:: Dataset entries ::
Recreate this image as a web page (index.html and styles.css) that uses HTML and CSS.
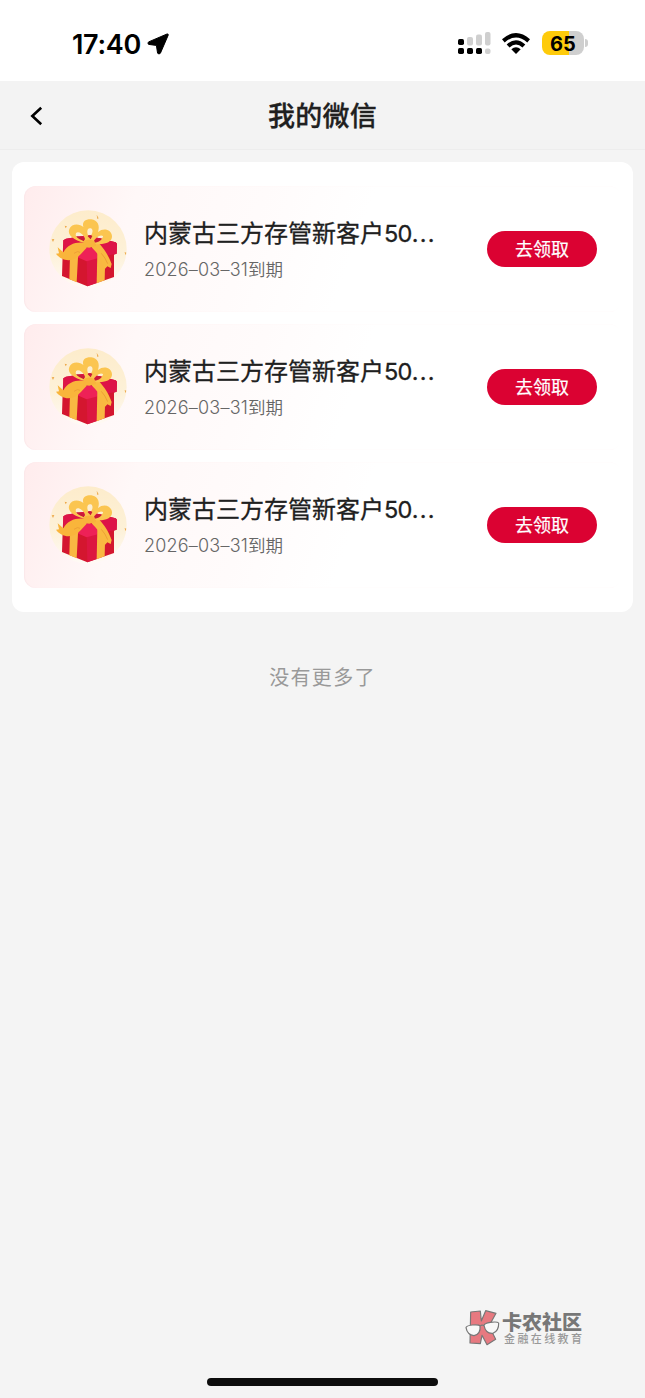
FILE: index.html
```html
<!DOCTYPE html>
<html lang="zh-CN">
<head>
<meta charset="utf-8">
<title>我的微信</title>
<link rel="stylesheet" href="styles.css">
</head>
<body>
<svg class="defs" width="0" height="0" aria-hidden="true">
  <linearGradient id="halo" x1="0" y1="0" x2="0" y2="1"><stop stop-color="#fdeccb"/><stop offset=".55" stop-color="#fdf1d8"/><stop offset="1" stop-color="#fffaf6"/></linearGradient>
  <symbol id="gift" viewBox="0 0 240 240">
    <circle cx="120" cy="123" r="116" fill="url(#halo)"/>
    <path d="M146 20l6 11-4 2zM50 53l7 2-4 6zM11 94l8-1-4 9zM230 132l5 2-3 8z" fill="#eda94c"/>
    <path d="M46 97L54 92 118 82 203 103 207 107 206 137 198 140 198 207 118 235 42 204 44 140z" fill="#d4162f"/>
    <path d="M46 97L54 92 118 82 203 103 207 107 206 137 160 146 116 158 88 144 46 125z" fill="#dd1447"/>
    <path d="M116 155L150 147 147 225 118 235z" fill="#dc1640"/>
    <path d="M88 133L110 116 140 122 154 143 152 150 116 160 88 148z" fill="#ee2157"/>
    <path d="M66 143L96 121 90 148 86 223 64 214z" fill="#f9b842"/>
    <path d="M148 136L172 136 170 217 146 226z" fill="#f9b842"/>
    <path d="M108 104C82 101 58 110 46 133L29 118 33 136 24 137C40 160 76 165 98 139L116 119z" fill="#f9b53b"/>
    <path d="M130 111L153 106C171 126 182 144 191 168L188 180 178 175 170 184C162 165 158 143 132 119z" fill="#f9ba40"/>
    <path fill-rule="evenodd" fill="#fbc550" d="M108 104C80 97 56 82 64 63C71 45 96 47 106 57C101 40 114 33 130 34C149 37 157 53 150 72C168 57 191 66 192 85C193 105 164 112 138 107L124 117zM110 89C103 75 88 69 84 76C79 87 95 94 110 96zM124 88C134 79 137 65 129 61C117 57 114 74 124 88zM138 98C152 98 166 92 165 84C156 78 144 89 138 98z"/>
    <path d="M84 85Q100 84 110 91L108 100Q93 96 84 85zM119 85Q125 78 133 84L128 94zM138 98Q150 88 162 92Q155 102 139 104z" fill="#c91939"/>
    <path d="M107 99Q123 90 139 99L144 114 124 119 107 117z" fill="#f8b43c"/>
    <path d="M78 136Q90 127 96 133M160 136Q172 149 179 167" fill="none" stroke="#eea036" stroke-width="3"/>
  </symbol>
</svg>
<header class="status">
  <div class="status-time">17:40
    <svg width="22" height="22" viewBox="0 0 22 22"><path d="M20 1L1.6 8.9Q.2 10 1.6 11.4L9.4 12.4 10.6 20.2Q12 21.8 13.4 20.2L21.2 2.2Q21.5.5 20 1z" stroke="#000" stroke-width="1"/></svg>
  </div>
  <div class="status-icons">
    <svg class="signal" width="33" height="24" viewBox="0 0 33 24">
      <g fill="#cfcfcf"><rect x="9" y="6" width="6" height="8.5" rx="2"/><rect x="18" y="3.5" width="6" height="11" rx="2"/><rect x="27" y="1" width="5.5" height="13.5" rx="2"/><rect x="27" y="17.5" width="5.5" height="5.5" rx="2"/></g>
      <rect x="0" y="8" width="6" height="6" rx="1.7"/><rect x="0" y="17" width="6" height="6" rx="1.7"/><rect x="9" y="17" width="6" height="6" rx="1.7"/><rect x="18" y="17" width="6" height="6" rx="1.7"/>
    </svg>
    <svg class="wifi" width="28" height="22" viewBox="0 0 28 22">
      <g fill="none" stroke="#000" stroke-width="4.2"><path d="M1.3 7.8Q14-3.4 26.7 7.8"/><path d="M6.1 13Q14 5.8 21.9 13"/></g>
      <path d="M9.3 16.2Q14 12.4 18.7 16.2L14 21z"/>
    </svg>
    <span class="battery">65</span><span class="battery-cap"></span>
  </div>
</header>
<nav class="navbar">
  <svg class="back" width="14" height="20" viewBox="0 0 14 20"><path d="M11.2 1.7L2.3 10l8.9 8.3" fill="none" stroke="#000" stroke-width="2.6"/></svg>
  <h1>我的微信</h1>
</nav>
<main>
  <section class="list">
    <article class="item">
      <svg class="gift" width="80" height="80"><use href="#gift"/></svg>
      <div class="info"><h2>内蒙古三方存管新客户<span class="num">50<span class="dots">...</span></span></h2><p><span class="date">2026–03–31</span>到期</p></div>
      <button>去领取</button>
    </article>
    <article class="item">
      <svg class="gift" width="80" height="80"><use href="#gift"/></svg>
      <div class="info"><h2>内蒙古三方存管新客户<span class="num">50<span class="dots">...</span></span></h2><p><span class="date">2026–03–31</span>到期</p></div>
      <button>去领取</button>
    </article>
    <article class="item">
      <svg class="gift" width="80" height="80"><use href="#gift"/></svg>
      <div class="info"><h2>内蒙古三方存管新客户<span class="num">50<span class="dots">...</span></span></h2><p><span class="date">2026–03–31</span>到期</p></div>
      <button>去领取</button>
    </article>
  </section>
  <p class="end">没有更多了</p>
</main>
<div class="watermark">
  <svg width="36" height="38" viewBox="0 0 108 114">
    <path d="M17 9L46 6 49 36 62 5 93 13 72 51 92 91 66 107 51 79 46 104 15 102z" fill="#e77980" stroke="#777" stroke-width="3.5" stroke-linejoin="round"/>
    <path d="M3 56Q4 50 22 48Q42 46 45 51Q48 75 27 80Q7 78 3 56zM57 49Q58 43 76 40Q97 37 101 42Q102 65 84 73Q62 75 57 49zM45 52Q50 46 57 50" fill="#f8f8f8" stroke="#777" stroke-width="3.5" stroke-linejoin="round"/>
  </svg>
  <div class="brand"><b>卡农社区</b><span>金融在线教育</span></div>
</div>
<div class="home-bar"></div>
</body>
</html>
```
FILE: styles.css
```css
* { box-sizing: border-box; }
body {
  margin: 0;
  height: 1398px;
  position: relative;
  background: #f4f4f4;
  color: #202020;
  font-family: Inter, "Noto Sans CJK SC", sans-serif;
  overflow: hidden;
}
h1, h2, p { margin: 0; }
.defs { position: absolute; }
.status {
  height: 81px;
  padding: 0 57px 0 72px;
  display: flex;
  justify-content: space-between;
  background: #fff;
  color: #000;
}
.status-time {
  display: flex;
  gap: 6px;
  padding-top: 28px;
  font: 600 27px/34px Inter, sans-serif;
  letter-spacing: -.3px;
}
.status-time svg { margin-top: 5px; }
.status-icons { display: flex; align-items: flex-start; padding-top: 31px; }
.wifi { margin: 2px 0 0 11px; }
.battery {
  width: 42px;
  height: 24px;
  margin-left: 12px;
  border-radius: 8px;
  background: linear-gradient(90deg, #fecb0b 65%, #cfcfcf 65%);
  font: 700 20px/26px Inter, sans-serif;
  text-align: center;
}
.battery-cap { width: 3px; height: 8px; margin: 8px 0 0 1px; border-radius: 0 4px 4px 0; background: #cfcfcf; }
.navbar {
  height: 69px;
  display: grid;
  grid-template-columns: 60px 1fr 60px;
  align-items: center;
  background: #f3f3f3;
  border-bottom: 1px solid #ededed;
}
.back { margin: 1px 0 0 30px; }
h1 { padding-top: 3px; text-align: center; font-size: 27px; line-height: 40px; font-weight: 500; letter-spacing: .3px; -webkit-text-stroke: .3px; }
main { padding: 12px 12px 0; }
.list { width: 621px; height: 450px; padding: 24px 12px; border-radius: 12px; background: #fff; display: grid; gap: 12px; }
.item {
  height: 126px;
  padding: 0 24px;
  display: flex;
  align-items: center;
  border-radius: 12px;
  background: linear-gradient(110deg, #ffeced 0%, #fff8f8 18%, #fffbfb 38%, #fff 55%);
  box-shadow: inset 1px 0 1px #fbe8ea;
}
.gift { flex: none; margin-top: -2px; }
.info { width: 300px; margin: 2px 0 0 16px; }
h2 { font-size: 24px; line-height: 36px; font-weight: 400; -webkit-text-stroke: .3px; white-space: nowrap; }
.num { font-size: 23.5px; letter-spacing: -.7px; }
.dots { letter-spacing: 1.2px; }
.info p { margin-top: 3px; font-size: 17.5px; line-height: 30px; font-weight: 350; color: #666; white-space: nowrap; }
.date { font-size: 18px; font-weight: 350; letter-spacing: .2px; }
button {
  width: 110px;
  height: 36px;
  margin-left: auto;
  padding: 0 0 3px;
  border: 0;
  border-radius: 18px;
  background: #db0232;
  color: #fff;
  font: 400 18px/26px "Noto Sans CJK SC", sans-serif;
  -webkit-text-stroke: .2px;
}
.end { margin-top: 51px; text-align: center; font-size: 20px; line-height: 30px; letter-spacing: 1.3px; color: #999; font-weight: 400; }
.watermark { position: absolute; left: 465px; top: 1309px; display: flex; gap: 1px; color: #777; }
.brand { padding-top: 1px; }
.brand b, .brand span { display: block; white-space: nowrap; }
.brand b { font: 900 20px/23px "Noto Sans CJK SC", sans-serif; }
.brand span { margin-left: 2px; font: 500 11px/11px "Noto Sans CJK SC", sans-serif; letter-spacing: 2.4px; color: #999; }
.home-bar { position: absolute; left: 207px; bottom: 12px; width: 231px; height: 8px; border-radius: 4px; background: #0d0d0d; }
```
...
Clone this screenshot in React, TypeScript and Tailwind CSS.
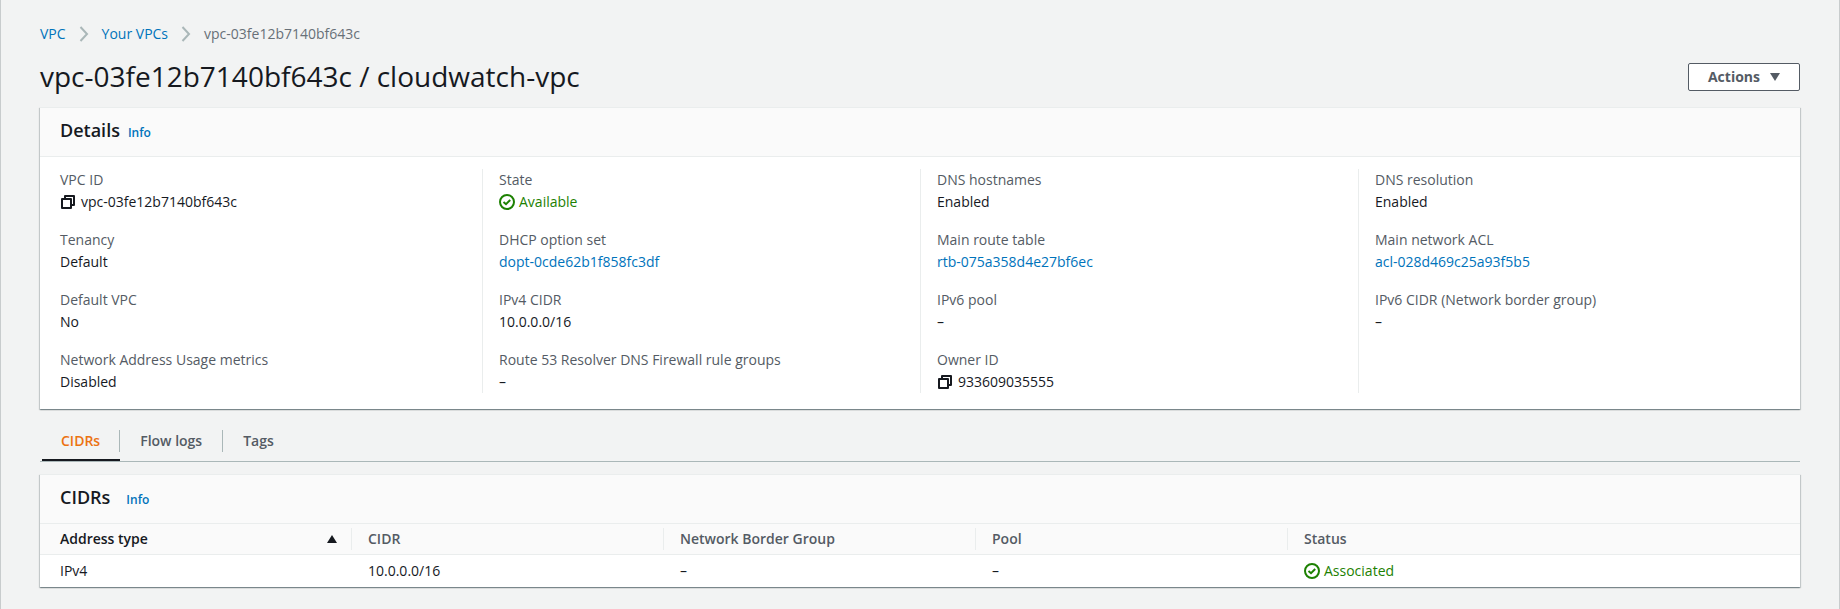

:: Directions for this task ::
In the listing above, find each line with the word "styles" and copy it.

:: Full output ::
Recreate this image as a web page (index.html and styles.css) that uses HTML and CSS.
<link rel="stylesheet" href="styles.css">
FILE: styles.css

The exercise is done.